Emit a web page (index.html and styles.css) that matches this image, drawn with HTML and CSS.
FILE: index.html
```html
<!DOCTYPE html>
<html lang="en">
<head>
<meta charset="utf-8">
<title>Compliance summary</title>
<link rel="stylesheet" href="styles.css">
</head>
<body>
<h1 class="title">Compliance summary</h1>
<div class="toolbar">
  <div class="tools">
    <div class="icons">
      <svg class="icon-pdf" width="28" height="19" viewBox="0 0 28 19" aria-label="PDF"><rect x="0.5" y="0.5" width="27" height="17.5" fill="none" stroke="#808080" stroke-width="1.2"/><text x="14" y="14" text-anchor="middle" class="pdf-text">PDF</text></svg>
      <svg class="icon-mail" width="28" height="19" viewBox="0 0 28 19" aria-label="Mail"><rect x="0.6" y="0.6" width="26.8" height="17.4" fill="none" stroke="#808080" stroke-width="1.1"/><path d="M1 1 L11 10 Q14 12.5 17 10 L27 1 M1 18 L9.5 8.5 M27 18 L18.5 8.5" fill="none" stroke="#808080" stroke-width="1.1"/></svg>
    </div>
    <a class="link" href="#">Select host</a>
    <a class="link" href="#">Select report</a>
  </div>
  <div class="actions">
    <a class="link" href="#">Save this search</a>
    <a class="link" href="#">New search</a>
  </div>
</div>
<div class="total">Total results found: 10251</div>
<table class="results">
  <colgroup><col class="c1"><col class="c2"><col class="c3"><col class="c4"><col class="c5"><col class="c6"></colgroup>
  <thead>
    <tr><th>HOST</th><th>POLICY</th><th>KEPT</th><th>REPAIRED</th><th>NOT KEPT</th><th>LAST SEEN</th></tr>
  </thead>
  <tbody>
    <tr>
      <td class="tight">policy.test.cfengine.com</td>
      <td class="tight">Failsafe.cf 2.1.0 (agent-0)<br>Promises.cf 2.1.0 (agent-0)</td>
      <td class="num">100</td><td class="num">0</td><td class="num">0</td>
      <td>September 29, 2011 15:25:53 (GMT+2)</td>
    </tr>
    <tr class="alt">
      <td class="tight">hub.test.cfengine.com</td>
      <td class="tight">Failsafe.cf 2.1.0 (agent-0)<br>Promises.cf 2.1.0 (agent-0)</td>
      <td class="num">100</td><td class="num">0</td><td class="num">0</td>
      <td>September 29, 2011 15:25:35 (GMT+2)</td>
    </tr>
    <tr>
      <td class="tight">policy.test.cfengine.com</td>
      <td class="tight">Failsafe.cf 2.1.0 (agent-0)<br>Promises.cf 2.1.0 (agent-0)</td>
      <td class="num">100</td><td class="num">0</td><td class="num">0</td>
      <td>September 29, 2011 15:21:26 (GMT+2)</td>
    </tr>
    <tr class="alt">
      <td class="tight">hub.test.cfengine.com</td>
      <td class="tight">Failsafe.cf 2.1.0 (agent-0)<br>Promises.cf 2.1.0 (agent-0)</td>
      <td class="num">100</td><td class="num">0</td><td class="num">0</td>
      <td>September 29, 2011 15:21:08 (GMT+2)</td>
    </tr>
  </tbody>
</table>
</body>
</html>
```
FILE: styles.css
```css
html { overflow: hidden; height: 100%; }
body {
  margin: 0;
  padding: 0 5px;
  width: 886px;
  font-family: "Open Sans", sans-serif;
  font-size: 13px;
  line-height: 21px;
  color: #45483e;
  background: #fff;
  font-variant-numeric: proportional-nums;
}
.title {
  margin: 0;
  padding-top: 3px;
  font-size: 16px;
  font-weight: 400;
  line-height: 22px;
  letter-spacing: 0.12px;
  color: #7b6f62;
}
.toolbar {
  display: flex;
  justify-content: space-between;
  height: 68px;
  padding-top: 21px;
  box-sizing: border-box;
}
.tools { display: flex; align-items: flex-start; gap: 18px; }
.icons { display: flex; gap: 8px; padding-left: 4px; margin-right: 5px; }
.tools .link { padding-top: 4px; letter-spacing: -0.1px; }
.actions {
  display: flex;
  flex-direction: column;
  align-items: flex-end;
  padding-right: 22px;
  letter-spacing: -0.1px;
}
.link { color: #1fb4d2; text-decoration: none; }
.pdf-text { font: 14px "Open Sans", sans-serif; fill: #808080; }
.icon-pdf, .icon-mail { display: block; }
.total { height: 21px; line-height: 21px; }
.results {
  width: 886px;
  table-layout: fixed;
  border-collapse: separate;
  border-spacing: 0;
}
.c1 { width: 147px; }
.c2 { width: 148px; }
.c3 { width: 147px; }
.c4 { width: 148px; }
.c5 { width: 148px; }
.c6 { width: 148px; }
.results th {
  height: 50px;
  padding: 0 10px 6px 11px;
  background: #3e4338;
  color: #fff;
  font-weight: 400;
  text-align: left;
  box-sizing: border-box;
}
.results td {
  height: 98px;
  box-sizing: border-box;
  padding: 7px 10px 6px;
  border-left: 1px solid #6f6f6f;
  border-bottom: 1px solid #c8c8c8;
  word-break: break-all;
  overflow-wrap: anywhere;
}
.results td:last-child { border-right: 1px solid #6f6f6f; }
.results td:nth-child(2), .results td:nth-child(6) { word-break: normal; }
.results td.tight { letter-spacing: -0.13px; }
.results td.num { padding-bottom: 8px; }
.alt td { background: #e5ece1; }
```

###

* THE EXERCISE
Count how many lines include the string "styles". Nothing but the number is needed.

* RESULT
3